Says an Amul executive in Delhi, "Take cheese or fruit juices for example. These are yet to become part of the consumer's daily basket. Things have improved over the past two-three years. But we can expect favourable trends only if more and more players join the fray. Imports are most welcome."

Agrees Saswat Sengupta, chief executive (consumer division), Rai & Sons Pvt Ltd, one of the large importers of several F&B items including 'The Laughing Cow' cheese and 'Hero' jams and jellies. But what concerns him is what will happen once the novelty factor wears out. "Today consumers are picking up Berry's fruit juice or Laughing Cow cheese out of curiosity. Will this sustain," he asks. His task is to grow the market gradually. But he is worried about the price factor. In most product categories, the import duty structure is still prohibitive making the retail price 20-30 per cent higher. And India is still a price-sensitive market.

Sengupta also believes that imported products will be minuscule part of the entire F&B product portfolio, the domestic manufacturers still ruling the roost. For instance, the domestic cheese market is estimated around 7,000 tonne per annum.

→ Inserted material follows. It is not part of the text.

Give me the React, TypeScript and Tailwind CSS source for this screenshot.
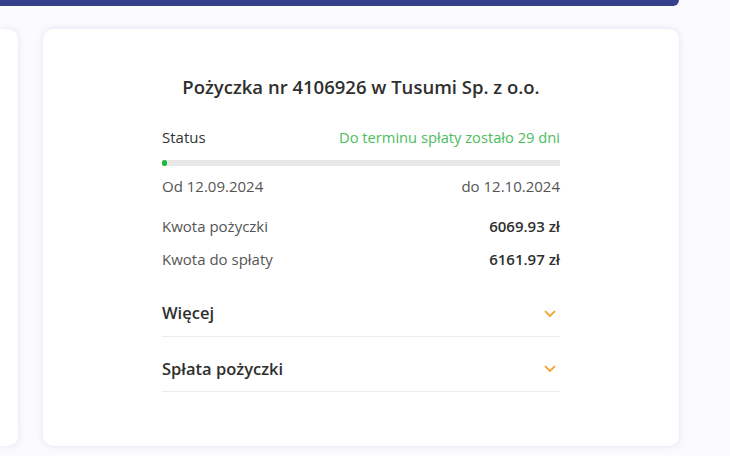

"Our imports can be no match," he says, adding, "how much market we can garner, we will be able to know only after a few more months."

So, domestic manufactures are not unduly worried. Despite the fact that the Berry's, Pure & Natural and Trauben juices are widely available in the market, Tropicana Beverages (which sells Tropicana fruit juice) and Dabur (which markets Real) are hardly impacted. Says Abhay Manglik, country manager, Tropicana Beverages Company, "The focus will completely be on Tropicana juices. We will not launch Dole, or any other product from our stable in the near future."

According to a Dabur spokesperson, "There is no threat to Real from any foreign brand." The comfort comes from the fact that effective import duty on foreign juices is still around 41 per cent, as a result of which the prices at the retail-end is almost 20-30 per cent higher.